==== Data in this exercise ====
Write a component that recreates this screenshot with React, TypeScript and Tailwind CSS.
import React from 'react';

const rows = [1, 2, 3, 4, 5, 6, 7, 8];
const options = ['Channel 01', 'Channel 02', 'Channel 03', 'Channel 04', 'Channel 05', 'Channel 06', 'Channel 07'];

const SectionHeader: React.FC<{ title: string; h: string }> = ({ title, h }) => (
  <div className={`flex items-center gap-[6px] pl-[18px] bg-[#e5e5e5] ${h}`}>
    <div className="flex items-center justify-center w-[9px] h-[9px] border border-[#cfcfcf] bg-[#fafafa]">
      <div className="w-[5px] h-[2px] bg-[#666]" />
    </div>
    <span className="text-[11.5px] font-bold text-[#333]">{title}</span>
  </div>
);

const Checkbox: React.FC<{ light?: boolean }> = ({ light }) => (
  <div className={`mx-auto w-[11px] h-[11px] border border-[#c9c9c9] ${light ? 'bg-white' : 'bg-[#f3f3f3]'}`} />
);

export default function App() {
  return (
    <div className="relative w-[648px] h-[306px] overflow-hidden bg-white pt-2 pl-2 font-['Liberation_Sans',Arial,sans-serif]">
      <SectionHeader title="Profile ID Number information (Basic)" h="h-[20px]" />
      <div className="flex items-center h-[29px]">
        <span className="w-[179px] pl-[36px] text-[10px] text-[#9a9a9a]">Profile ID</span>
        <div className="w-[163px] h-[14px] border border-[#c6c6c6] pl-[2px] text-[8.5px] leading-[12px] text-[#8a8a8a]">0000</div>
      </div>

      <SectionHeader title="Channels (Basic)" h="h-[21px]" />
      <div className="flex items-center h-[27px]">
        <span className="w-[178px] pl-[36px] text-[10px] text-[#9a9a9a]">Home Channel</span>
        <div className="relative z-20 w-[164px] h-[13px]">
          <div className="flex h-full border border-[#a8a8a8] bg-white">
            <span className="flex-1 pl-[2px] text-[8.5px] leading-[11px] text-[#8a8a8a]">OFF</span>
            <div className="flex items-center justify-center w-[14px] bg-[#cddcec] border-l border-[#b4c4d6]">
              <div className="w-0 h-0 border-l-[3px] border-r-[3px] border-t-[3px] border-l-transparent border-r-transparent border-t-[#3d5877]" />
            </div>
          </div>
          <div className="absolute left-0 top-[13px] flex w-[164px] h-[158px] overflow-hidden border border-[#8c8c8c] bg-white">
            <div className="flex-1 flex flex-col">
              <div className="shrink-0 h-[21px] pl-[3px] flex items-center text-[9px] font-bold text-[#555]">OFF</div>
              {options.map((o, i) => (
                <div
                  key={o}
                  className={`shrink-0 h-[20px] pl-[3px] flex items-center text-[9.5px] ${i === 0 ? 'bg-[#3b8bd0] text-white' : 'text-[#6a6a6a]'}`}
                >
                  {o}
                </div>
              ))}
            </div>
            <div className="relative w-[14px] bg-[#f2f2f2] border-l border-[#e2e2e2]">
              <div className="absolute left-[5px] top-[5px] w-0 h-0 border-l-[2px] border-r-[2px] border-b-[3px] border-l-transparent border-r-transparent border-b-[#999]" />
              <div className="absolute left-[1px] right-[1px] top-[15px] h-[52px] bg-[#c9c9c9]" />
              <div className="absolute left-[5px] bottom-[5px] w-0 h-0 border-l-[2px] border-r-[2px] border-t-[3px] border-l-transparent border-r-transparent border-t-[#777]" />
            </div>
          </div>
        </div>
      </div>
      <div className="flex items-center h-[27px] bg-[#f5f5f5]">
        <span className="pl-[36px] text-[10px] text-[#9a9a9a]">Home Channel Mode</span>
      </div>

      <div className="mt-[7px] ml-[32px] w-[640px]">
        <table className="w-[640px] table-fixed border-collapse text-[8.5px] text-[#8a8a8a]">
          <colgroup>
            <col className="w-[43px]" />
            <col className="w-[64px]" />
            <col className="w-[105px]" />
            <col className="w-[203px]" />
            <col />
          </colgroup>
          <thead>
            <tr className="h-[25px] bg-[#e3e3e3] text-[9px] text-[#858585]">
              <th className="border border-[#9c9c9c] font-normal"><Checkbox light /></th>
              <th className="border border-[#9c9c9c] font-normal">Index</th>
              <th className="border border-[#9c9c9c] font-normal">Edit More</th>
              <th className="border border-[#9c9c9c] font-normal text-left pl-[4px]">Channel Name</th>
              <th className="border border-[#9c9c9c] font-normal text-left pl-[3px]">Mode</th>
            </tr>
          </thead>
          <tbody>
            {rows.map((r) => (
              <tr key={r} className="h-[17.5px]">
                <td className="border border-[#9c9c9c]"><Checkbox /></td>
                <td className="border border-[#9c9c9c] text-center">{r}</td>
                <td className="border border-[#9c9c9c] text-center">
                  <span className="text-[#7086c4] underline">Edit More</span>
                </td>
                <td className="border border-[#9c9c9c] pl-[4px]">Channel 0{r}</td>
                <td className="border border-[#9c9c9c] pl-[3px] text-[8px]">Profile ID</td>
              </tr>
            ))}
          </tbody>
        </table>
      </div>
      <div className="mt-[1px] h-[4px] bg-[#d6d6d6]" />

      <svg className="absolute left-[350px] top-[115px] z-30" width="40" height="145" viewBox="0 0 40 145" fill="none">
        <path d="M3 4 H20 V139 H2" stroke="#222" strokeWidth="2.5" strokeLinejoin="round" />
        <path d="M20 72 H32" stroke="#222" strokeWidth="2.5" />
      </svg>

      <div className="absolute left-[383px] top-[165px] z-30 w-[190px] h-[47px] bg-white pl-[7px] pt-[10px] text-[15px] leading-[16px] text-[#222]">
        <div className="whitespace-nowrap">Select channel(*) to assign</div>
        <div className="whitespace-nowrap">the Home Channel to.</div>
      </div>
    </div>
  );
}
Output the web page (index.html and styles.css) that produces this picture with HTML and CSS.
====
The exercise: Word for word, extract all the records.

Exercise response:
Write a component that recreates this screenshot with React, TypeScript and Tailwind CSS.
import React from 'react';

const rows = [1, 2, 3, 4, 5, 6, 7, 8];
const options = ['Channel 01', 'Channel 02', 'Channel 03', 'Channel 04', 'Channel 05', 'Channel 06', 'Channel 07'];

const SectionHeader: React.FC<{ title: string; h: string }> = ({ title, h }) => (
  <div className={`flex items-center gap-[6px] pl-[18px] bg-[#e5e5e5] ${h}`}>
    <div className="flex items-center justify-center w-[9px] h-[9px] border border-[#cfcfcf] bg-[#fafafa]">
      <div className="w-[5px] h-[2px] bg-[#666]" />
    </div>
    <span className="text-[11.5px] font-bold text-[#333]">{title}</span>
  </div>
);

const Checkbox: React.FC<{ light?: boolean }> = ({ light }) => (
  <div className={`mx-auto w-[11px] h-[11px] border border-[#c9c9c9] ${light ? 'bg-white' : 'bg-[#f3f3f3]'}`} />
);

export default function App() {
  return (
    <div className="relative w-[648px] h-[306px] overflow-hidden bg-white pt-2 pl-2 font-['Liberation_Sans',Arial,sans-serif]">
      <SectionHeader title="Profile ID Number information (Basic)" h="h-[20px]" />
      <div className="flex items-center h-[29px]">
        <span className="w-[179px] pl-[36px] text-[10px] text-[#9a9a9a]">Profile ID</span>
        <div className="w-[163px] h-[14px] border border-[#c6c6c6] pl-[2px] text-[8.5px] leading-[12px] text-[#8a8a8a]">0000</div>
      </div>

      <SectionHeader title="Channels (Basic)" h="h-[21px]" />
      <div className="flex items-center h-[27px]">
        <span className="w-[178px] pl-[36px] text-[10px] text-[#9a9a9a]">Home Channel</span>
        <div className="relative z-20 w-[164px] h-[13px]">
          <div className="flex h-full border border-[#a8a8a8] bg-white">
            <span className="flex-1 pl-[2px] text-[8.5px] leading-[11px] text-[#8a8a8a]">OFF</span>
            <div className="flex items-center justify-center w-[14px] bg-[#cddcec] border-l border-[#b4c4d6]">
              <div className="w-0 h-0 border-l-[3px] border-r-[3px] border-t-[3px] border-l-transparent border-r-transparent border-t-[#3d5877]" />
            </div>
          </div>
          <div className="absolute left-0 top-[13px] flex w-[164px] h-[158px] overflow-hidden border border-[#8c8c8c] bg-white">
            <div className="flex-1 flex flex-col">
              <div className="shrink-0 h-[21px] pl-[3px] flex items-center text-[9px] font-bold text-[#555]">OFF</div>
              {options.map((o, i) => (
                <div
                  key={o}
                  className={`shrink-0 h-[20px] pl-[3px] flex items-center text-[9.5px] ${i === 0 ? 'bg-[#3b8bd0] text-white' : 'text-[#6a6a6a]'}`}
                >
                  {o}
                </div>
              ))}
            </div>
            <div className="relative w-[14px] bg-[#f2f2f2] border-l border-[#e2e2e2]">
              <div className="absolute left-[5px] top-[5px] w-0 h-0 border-l-[2px] border-r-[2px] border-b-[3px] border-l-transparent border-r-transparent border-b-[#999]" />
              <div className="absolute left-[1px] right-[1px] top-[15px] h-[52px] bg-[#c9c9c9]" />
              <div className="absolute left-[5px] bottom-[5px] w-0 h-0 border-l-[2px] border-r-[2px] border-t-[3px] border-l-transparent border-r-transparent border-t-[#777]" />
            </div>
          </div>
        </div>
      </div>
      <div className="flex items-center h-[27px] bg-[#f5f5f5]">
        <span className="pl-[36px] text-[10px] text-[#9a9a9a]">Home Channel Mode</span>
      </div>

      <div className="mt-[7px] ml-[32px] w-[640px]">
        <table className="w-[640px] table-fixed border-collapse text-[8.5px] text-[#8a8a8a]">
          <colgroup>
            <col className="w-[43px]" />
            <col className="w-[64px]" />
            <col className="w-[105px]" />
            <col className="w-[203px]" />
            <col />
          </colgroup>
          <thead>
            <tr className="h-[25px] bg-[#e3e3e3] text-[9px] text-[#858585]">
              <th className="border border-[#9c9c9c] font-normal"><Checkbox light /></th>
              <th className="border border-[#9c9c9c] font-normal">Index</th>
              <th className="border border-[#9c9c9c] font-normal">Edit More</th>
              <th className="border border-[#9c9c9c] font-normal text-left pl-[4px]">Channel Name</th>
              <th className="border border-[#9c9c9c] font-normal text-left pl-[3px]">Mode</th>
            </tr>
          </thead>
          <tbody>
            {rows.map((r) => (
              <tr key={r} className="h-[17.5px]">
                <td className="border border-[#9c9c9c]"><Checkbox /></td>
                <td className="border border-[#9c9c9c] text-center">{r}</td>
                <td className="border border-[#9c9c9c] text-center">
                  <span className="text-[#7086c4] underline">Edit More</span>
                </td>
                <td className="border border-[#9c9c9c] pl-[4px]">Channel 0{r}</td>
                <td className="border border-[#9c9c9c] pl-[3px] text-[8px]">Profile ID</td>
              </tr>
            ))}
          </tbody>
        </table>
      </div>
      <div className="mt-[1px] h-[4px] bg-[#d6d6d6]" />

      <svg className="absolute left-[350px] top-[115px] z-30" width="40" height="145" viewBox="0 0 40 145" fill="none">
        <path d="M3 4 H20 V139 H2" stroke="#222" strokeWidth="2.5" strokeLinejoin="round" />
        <path d="M20 72 H32" stroke="#222" strokeWidth="2.5" />
      </svg>

      <div className="absolute left-[383px] top-[165px] z-30 w-[190px] h-[47px] bg-white pl-[7px] pt-[10px] text-[15px] leading-[16px] text-[#222]">
        <div className="whitespace-nowrap">Select channel(*) to assign</div>
        <div className="whitespace-nowrap">the Home Channel to.</div>
      </div>
    </div>
  );
}
Output the web page (index.html and styles.css) that produces this picture with HTML and CSS.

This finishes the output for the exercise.